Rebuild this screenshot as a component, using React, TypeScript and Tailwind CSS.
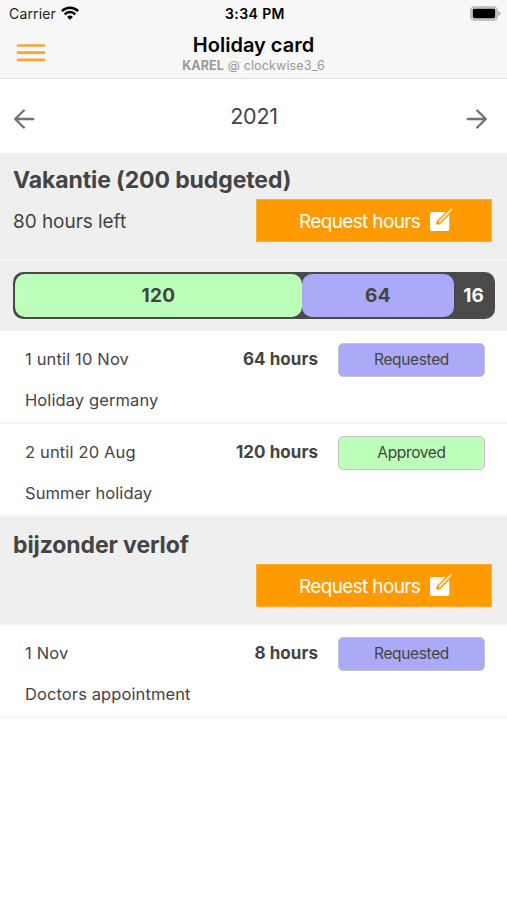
import React from 'react';

type Status = 'Requested' | 'Approved';

interface Leave {
  period: string;
  hours: number;
  status: Status;
  description: string;
}

const vacation: Leave[] = [
  { period: '1 until 10 Nov', hours: 64, status: 'Requested', description: 'Holiday germany' },
  { period: '2 until 20 Aug', hours: 120, status: 'Approved', description: 'Summer holiday' },
];

const special: Leave[] = [
  { period: '1 Nov', hours: 8, status: 'Requested', description: 'Doctors appointment' },
];

function WifiIcon() {
  return (
    <svg className="-mt-px h-[14px] w-[18px]" viewBox="0 0 18 14" fill="none" stroke="#000" strokeWidth="2.5">
      <path d="M.9 5.1a11.5 11.5 0 0 1 16.200 0" />
      <path d="M3.700 8.300a7.500 7.500 0 0 1 10.600 0" />
      <path d="M6.100 10.900a4.200 4.200 0 0 1 5.800 0L9 13.800z" fill="#000" stroke="none" />
    </svg>
  );
}

function BatteryIcon() {
  return (
    <svg className="-mt-[2px] h-[15px] w-[31px]" viewBox="0 0 31 15">
      <rect x="0.9" y="0.9" width="26.2" height="13.2" rx="3.6" fill="#dcdcdc" stroke="#b4b4b4" strokeWidth="1.5" />
      <rect x="2.8" y="2.8" width="22.4" height="9.4" rx="1.4" fill="#000" />
      <path d="M28.4 5v5c1.3-.5 2-1.400 2-2.500S29.700 5.500 28.400 5z" fill="#a8a8a8" />
    </svg>
  );
}

function MenuIcon() {
  return (
    <svg className="h-[19px] w-[30px]" viewBox="0 0 30 19" stroke="#f5a734" strokeWidth="2.7" strokeLinecap="round">
      <path d="M2 2.500h26M2 9.700h26M2 16.900h26" />
    </svg>
  );
}

function ArrowIcon({ className }: { className?: string }) {
  return (
    <svg
      className={`h-5 w-[22px] ${className ?? ''}`}
      viewBox="0 0 22 20"
      fill="none"
      stroke="#737373"
      strokeWidth="2.4"
      strokeLinecap="round"
      strokeLinejoin="round"
    >
      <path d="M10.800 1.500 2.200 10l8.600 8.500M2.400 10h17.800" />
    </svg>
  );
}

function ComposeIcon() {
  return (
    <svg className="-mt-px h-6 w-6" viewBox="0 0 24 24" fill="none" strokeLinecap="round">
      <rect x="1" y="4" width="19.300" height="19" rx="2.600" fill="#fff" />
      <path d="M9.600 14.400 20.600 3.400" stroke="#ff9b00" strokeWidth="4.600" />
      <path d="M8.300 15.700 9 13.100" stroke="#ff9b00" strokeWidth="1.600" />
      <path d="M10.500 13.500 22.300 1.700" stroke="#ffe9c6" strokeWidth="1.900" />
    </svg>
  );
}

function RequestButton() {
  return (
    <button
      type="button"
      className="flex h-[43px] w-[236px] items-center border border-[#ffab2e] bg-[#ff9b00] pl-[42px] text-white"
    >
      <span className="w-[130px] pt-[3px] text-left text-[19px] whitespace-nowrap tracking-[-0.65px]">Request hours</span>
      <ComposeIcon />
    </button>
  );
}

function SectionHeader({ title, subtitle }: { title: string; subtitle?: string }) {
  return (
    <div className="h-[106px] bg-[#efefef] pt-[11px] pr-[15px] pl-[13px]">
      <h2 className="h-[35px] text-[23px] leading-[32px] font-bold tracking-[-0.1px]">{title}</h2>
      <div className="flex items-center justify-between">
        <span className="pt-[3px] text-[19px] tracking-[-0.05px]">{subtitle}</span>
        <RequestButton />
      </div>
    </div>
  );
}

function LeaveRow({ leave }: { leave: Leave }) {
  const color = leave.status === 'Approved' ? 'bg-[#bbffb8]' : 'bg-[#aaaaf8]';
  return (
    <div className="h-[93px] border-b-2 border-[#f5f5f5] pt-[12px] pr-[22px] pl-[25px]">
      <div className="flex h-[34px] items-center">
        <span className="-mt-px flex-1 text-[16.500px] tracking-[0.15px]">{leave.period}</span>
        <span className="-mt-px mr-[20px] text-[17px] font-bold tracking-[0.05px]">{leave.hours} hours</span>
        <span
          className={`flex h-[34px] w-[147px] items-center justify-center rounded-[5px] border border-[#c4c4c8] text-[15.500px] tracking-[-0.35px] ${color}`}
        >
          {leave.status}
        </span>
      </div>
      <p className="mt-[11px] text-[16.500px] leading-[24px] tracking-[0.1px]">{leave.description}</p>
    </div>
  );
}

export default function App() {
  return (
    <main className="h-[900px] w-[507px] overflow-hidden bg-white font-['Inter',sans-serif] text-[#444]">
      <header className="h-[79px] border-b border-[#e0e0e0] bg-[#f7f7f7] text-black">
        <div className="grid h-[28px] grid-cols-3 items-center pr-[6px] pl-[9px] text-[14px]">
          <div className="-mt-px flex items-center gap-[5px]">
            <span className="tracking-[0.15px] text-[#222]">Carrier</span>
            <WifiIcon />
          </div>
          <span className="-mt-px text-center font-semibold tracking-[0.4px]">3:34 PM</span>
          <div className="flex justify-end">
            <BatteryIcon />
          </div>
        </div>
        <div className="grid grid-cols-[60px_1fr_60px]">
          <div className="pt-[15px] pl-4">
            <MenuIcon />
          </div>
          <div className="text-center">
            <h1 className="mt-[4px] text-[20px] leading-[26px] font-semibold">Holiday card</h1>
            <p className="text-[12.500px] leading-[16px] tracking-[0.15px] text-[#999]">
              <b>KAREL</b> @ clockwise3_6
            </p>
          </div>
        </div>
      </header>

      <nav className="flex h-[74px] items-center justify-between pr-[19px] pl-[13px]">
        <ArrowIcon className="mt-[6px]" />
        <span className="pt-px pl-[7px] text-[21.500px] tracking-[-0.2px]">2021</span>
        <ArrowIcon className="mt-[6px] rotate-180" />
      </nav>

      <section>
        <SectionHeader title="Vakantie (200 budgeted)" subtitle="80 hours left" />
        <div className="h-[72px] border-t-2 border-[#f7f7f7] bg-[#efefef] pt-[11px] pr-[12px] pl-[13px]">
          <div className="flex h-[47px] items-stretch rounded-[10px] bg-[#4a4a4a] p-[2px] text-[19px] font-bold">
            <div className="flex w-[287px] items-center justify-center rounded-[10px] bg-[#bbffb8] pt-px tracking-[0.4px]">
              120
            </div>
            <div className="flex w-[152px] items-center justify-center rounded-[10px] bg-[#aaaaf8] pt-px tracking-[0.4px]">
              64
            </div>
            <div className="flex flex-1 items-center justify-center pt-px text-white">16</div>
          </div>
        </div>
        {vacation.map((leave) => (
          <LeaveRow key={leave.period} leave={leave} />
        ))}
      </section>

      <section>
        <div className="h-px bg-[#efefef]" />
        <SectionHeader title="bijzonder verlof" />
        <div className="h-px bg-[#f7f7f7]" />
        {special.map((leave) => (
          <LeaveRow key={leave.period} leave={leave} />
        ))}
      </section>
    </main>
  );
}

------------------------------------------------------------

#### What you are asked to do
Restate the data above word for word. Do not include the images.

#### Task answer
Rebuild this screenshot as a component, using React, TypeScript and Tailwind CSS.
import React from 'react';

type Status = 'Requested' | 'Approved';

interface Leave {
  period: string;
  hours: number;
  status: Status;
  description: string;
}

const vacation: Leave[] = [
  { period: '1 until 10 Nov', hours: 64, status: 'Requested', description: 'Holiday germany' },
  { period: '2 until 20 Aug', hours: 120, status: 'Approved', description: 'Summer holiday' },
];

const special: Leave[] = [
  { period: '1 Nov', hours: 8, status: 'Requested', description: 'Doctors appointment' },
];

function WifiIcon() {
  return (
    <svg className="-mt-px h-[14px] w-[18px]" viewBox="0 0 18 14" fill="none" stroke="#000" strokeWidth="2.5">
      <path d="M.9 5.1a11.5 11.5 0 0 1 16.200 0" />
      <path d="M3.700 8.300a7.500 7.500 0 0 1 10.600 0" />
      <path d="M6.100 10.900a4.200 4.200 0 0 1 5.800 0L9 13.800z" fill="#000" stroke="none" />
    </svg>
  );
}

function BatteryIcon() {
  return (
    <svg className="-mt-[2px] h-[15px] w-[31px]" viewBox="0 0 31 15">
      <rect x="0.9" y="0.9" width="26.2" height="13.2" rx="3.6" fill="#dcdcdc" stroke="#b4b4b4" strokeWidth="1.5" />
      <rect x="2.8" y="2.8" width="22.4" height="9.4" rx="1.4" fill="#000" />
      <path d="M28.4 5v5c1.3-.5 2-1.400 2-2.500S29.700 5.500 28.400 5z" fill="#a8a8a8" />
    </svg>
  );
}

function MenuIcon() {
  return (
    <svg className="h-[19px] w-[30px]" viewBox="0 0 30 19" stroke="#f5a734" strokeWidth="2.7" strokeLinecap="round">
      <path d="M2 2.500h26M2 9.700h26M2 16.900h26" />
    </svg>
  );
}

function ArrowIcon({ className }: { className?: string }) {
  return (
    <svg
      className={`h-5 w-[22px] ${className ?? ''}`}
      viewBox="0 0 22 20"
      fill="none"
      stroke="#737373"
      strokeWidth="2.4"
      strokeLinecap="round"
      strokeLinejoin="round"
    >
      <path d="M10.800 1.500 2.200 10l8.600 8.500M2.400 10h17.800" />
    </svg>
  );
}

function ComposeIcon() {
  return (
    <svg className="-mt-px h-6 w-6" viewBox="0 0 24 24" fill="none" strokeLinecap="round">
      <rect x="1" y="4" width="19.300" height="19" rx="2.600" fill="#fff" />
      <path d="M9.600 14.400 20.600 3.400" stroke="#ff9b00" strokeWidth="4.600" />
      <path d="M8.300 15.700 9 13.100" stroke="#ff9b00" strokeWidth="1.600" />
      <path d="M10.500 13.500 22.300 1.700" stroke="#ffe9c6" strokeWidth="1.900" />
    </svg>
  );
}

function RequestButton() {
  return (
    <button
      type="button"
      className="flex h-[43px] w-[236px] items-center border border-[#ffab2e] bg-[#ff9b00] pl-[42px] text-white"
    >
      <span className="w-[130px] pt-[3px] text-left text-[19px] whitespace-nowrap tracking-[-0.65px]">Request hours</span>
      <ComposeIcon />
    </button>
  );
}

function SectionHeader({ title, subtitle }: { title: string; subtitle?: string }) {
  return (
    <div className="h-[106px] bg-[#efefef] pt-[11px] pr-[15px] pl-[13px]">
      <h2 className="h-[35px] text-[23px] leading-[32px] font-bold tracking-[-0.1px]">{title}</h2>
      <div className="flex items-center justify-between">
        <span className="pt-[3px] text-[19px] tracking-[-0.05px]">{subtitle}</span>
        <RequestButton />
      </div>
    </div>
  );
}

function LeaveRow({ leave }: { leave: Leave }) {
  const color = leave.status === 'Approved' ? 'bg-[#bbffb8]' : 'bg-[#aaaaf8]';
  return (
    <div className="h-[93px] border-b-2 border-[#f5f5f5] pt-[12px] pr-[22px] pl-[25px]">
      <div className="flex h-[34px] items-center">
        <span className="-mt-px flex-1 text-[16.500px] tracking-[0.15px]">{leave.period}</span>
        <span className="-mt-px mr-[20px] text-[17px] font-bold tracking-[0.05px]">{leave.hours} hours</span>
        <span
          className={`flex h-[34px] w-[147px] items-center justify-center rounded-[5px] border border-[#c4c4c8] text-[15.500px] tracking-[-0.35px] ${color}`}
        >
          {leave.status}
        </span>
      </div>
      <p className="mt-[11px] text-[16.500px] leading-[24px] tracking-[0.1px]">{leave.description}</p>
    </div>
  );
}

export default function App() {
  return (
    <main className="h-[900px] w-[507px] overflow-hidden bg-white font-['Inter',sans-serif] text-[#444]">
      <header className="h-[79px] border-b border-[#e0e0e0] bg-[#f7f7f7] text-black">
        <div className="grid h-[28px] grid-cols-3 items-center pr-[6px] pl-[9px] text-[14px]">
          <div className="-mt-px flex items-center gap-[5px]">
            <span className="tracking-[0.15px] text-[#222]">Carrier</span>
            <WifiIcon />
          </div>
          <span className="-mt-px text-center font-semibold tracking-[0.4px]">3:34 PM</span>
          <div className="flex justify-end">
            <BatteryIcon />
          </div>
        </div>
        <div className="grid grid-cols-[60px_1fr_60px]">
          <div className="pt-[15px] pl-4">
            <MenuIcon />
          </div>
          <div className="text-center">
            <h1 className="mt-[4px] text-[20px] leading-[26px] font-semibold">Holiday card</h1>
            <p className="text-[12.500px] leading-[16px] tracking-[0.15px] text-[#999]">
              <b>KAREL</b> @ clockwise3_6
            </p>
          </div>
        </div>
      </header>

      <nav className="flex h-[74px] items-center justify-between pr-[19px] pl-[13px]">
        <ArrowIcon className="mt-[6px]" />
        <span className="pt-px pl-[7px] text-[21.500px] tracking-[-0.2px]">2021</span>
        <ArrowIcon className="mt-[6px] rotate-180" />
      </nav>

      <section>
        <SectionHeader title="Vakantie (200 budgeted)" subtitle="80 hours left" />
        <div className="h-[72px] border-t-2 border-[#f7f7f7] bg-[#efefef] pt-[11px] pr-[12px] pl-[13px]">
          <div className="flex h-[47px] items-stretch rounded-[10px] bg-[#4a4a4a] p-[2px] text-[19px] font-bold">
            <div className="flex w-[287px] items-center justify-center rounded-[10px] bg-[#bbffb8] pt-px tracking-[0.4px]">
              120
            </div>
            <div className="flex w-[152px] items-center justify-center rounded-[10px] bg-[#aaaaf8] pt-px tracking-[0.4px]">
              64
            </div>
            <div className="flex flex-1 items-center justify-center pt-px text-white">16</div>
          </div>
        </div>
        {vacation.map((leave) => (
          <LeaveRow key={leave.period} leave={leave} />
        ))}
      </section>

      <section>
        <div className="h-px bg-[#efefef]" />
        <SectionHeader title="bijzonder verlof" />
        <div className="h-px bg-[#f7f7f7]" />
        {special.map((leave) => (
          <LeaveRow key={leave.period} leave={leave} />
        ))}
      </section>
    </main>
  );
}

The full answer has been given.